Afterwards, according to Coleman, "there was a tremendous amount of shamefacedness amongst the Australian, that is, the old Australian, not the migrant, workers. But it did have that effect, I think, of bringing home the futility of such divisions."

Amidst the madness, the Communists were the only clear-headed leaders with concrete solutions to offer.

The Communists' struggle did not end with the resumption of work. The CPA raised a new demand: government compensation for the vandalised migrant workers. This demand won the tacit approval of most of the Anglo workers. Within six months the government negotiated on the demand.
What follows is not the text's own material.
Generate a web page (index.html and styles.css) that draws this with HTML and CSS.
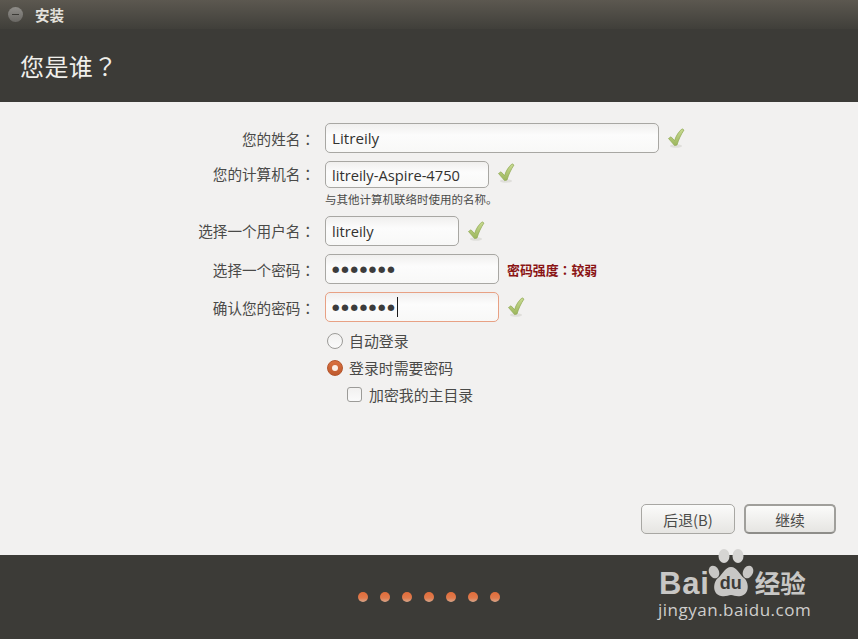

The enormous respect won by the CPA comrades was demonstrated in 1938 by the election of Finlay as secretary of the mining section of the WA AWU.

The WA goldfields experience has lessons for the struggle against racism today.

The bosses were never strict about immigration restrictions. They would "sneak in" workers from non-Anglo ethnic and racial groups, who would then be available for scapegoating when it assisted the mines' profitability. The racist restrictions allowed the bosses to hold the migrant workers to ransom, using the threat of expulsion from Australia to enforce inferior wages and conditions.

The bosses, in giving migrants (second-class) jobs, have neither the migrant workers' interests nor the native-born workers' interests in mind. If native-born workers see migrant workers as their enemy, they have found a false ally in the bosses.

Any policy based on defending versions of the "national interest", whether "white Australia" or today's pragmatic economic nationalism, will disadvantage the entire working class. As Finlay said: "While the workers are fighting each other, that suits [the bosses] down to the ground". This applies as much to workers competing across national borders as within.

The only way forward is class unity against each and every national capitalist class, including their "own". Without such internationalism in relation to "external" immigration policies and the "internal" relations between native-born and foreign-born workers, all working people will lose.